Daily charts are suitable for short-term fluctuations, such as movements over 1-3 days. Rising prices with increasing volume on a daily chart might just reflect short-term speculation, with weak sustainability.

Weekly charts are better for identifying medium- to long-term trends, offering higher reliability. If a weekly chart shows rising prices with increasing volume—for example, over 2-3 consecutive weeks with expanding weekly turnover—it suggests a positive long-term trend, with capital being deployed for long-term positioning rather than short-term speculation. Conversely, high volume with stagnant prices on a weekly chart indicates accumulating long-term risks.
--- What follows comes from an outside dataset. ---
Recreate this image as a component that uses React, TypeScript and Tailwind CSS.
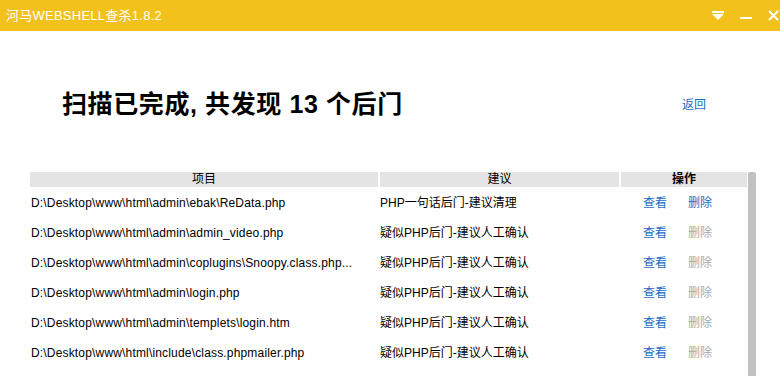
const rows = [
  { path: "D:\\Desktop\\www\\html\\admin\\ebak\\ReData.php", advice: "PHP一句话后门-建议清理", canDelete: true },
  { path: "D:\\Desktop\\www\\html\\admin\\admin_video.php", advice: "疑似PHP后门-建议人工确认", canDelete: false },
  { path: "D:\\Desktop\\www\\html\\admin\\coplugins\\Snoopy.class.php...", advice: "疑似PHP后门-建议人工确认", canDelete: false },
  { path: "D:\\Desktop\\www\\html\\admin\\login.php", advice: "疑似PHP后门-建议人工确认", canDelete: false },
  { path: "D:\\Desktop\\www\\html\\admin\\templets\\login.htm", advice: "疑似PHP后门-建议人工确认", canDelete: false },
  { path: "D:\\Desktop\\www\\html\\include\\class.phpmailer.php", advice: "疑似PHP后门-建议人工确认", canDelete: false },
];

function TitleBar() {
  return (
    <div className="flex h-[31px] items-center justify-between bg-[#f2c11c] pl-[6px] pr-[1px]">
      <span className="text-[13px] leading-none tracking-[0.25px] text-white">河马WEBSHELL查杀1.8.2</span>
      <div className="flex items-center">
        <svg width="12" height="10" viewBox="0 0 12 10" className="mt-[1px]">
          <rect x="0" y="0" width="12" height="2" fill="#fff" />
          <polygon points="0,3 12,3 6,9" fill="#fff" />
        </svg>
        <svg width="12" height="2" viewBox="0 0 12 2" className="ml-[16px] mt-[5px]">
          <rect x="0" y="0" width="12" height="2" fill="#fff" />
        </svg>
        <svg width="11" height="11" viewBox="0 0 11 11" className="ml-[16px]">
          <path d="M1 1 L10 10 M10 1 L1 10" stroke="#fff" strokeWidth="2" />
        </svg>
      </div>
    </div>
  );
}

export default function App() {
  return (
    <div className="h-[376px] w-[780px] overflow-hidden bg-white font-['Liberation_Sans','Noto_Sans_CJK_SC',sans-serif] text-[12px] text-black">
      <TitleBar />

      <div className="mt-[59px] flex h-[28px] items-center">
        <h1 className="ml-[62px] text-[25px] font-bold leading-none tracking-[0.6px]">
          扫描已完成, 共发现 13 个后门
        </h1>
        <a className="ml-auto mr-[74px] mt-[2px] text-[12px] text-[#1a6bc6]">返回</a>
      </div>

      <div className="mt-[54px] flex pl-[30px]">
        <div className="w-[717px]">
          <div className="grid h-[15px] grid-cols-[348px_239px_126px] gap-x-[2px] text-center leading-[15px]">
            <div className="bg-[#e4e4e4]">项目</div>
            <div className="bg-[#e4e4e4]">建议</div>
            <div className="bg-[#e4e4e4] font-bold">操作</div>
          </div>
          <div className="pt-[1px]">
            {rows.map((row) => (
              <div key={row.path} className="grid h-[30px] grid-cols-[350px_263px_104px] items-center">
                <span className="pl-[1px] tracking-[0.17px]">{row.path}</span>
                <span>{row.advice}</span>
                <span className="flex gap-[21px]">
                  <a className="text-[#1a6bc6]">查看</a>
                  <a className={row.canDelete ? "text-[#1a6bc6]" : "text-[#a9a9a9]"}>删除</a>
                </span>
              </div>
            ))}
          </div>
        </div>
        <div className="ml-[1px] h-[210px] w-[8px] rounded-t-[2px] bg-[#c1c1c1]" />
      </div>
    </div>
  );
}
Finally, a word of caution: trading volume isn’t everything—it shouldn’t be analyzed in isolation. While I’ve fully considered "human factors" (as everyone knows, dddd), the stock market has its own fundamental logic. Analysis must also account for broader market conditions, industry headwinds, and company-specific factors. For instance, when the overall market is declining, even the best volume-price signals may fail. If an industry faces problems, rising prices with increasing volume might just be a short-term rebound.

To help you remember, here’s a little mantra: Follow synchronized trends, flee from divergence signals, use daily charts for short-term moves, and weekly charts for long-term direction. Keep this logic in mind, accumulate experience over time, and combine it with real-world observations. May you all avoid traps and find truly capital-backed trends.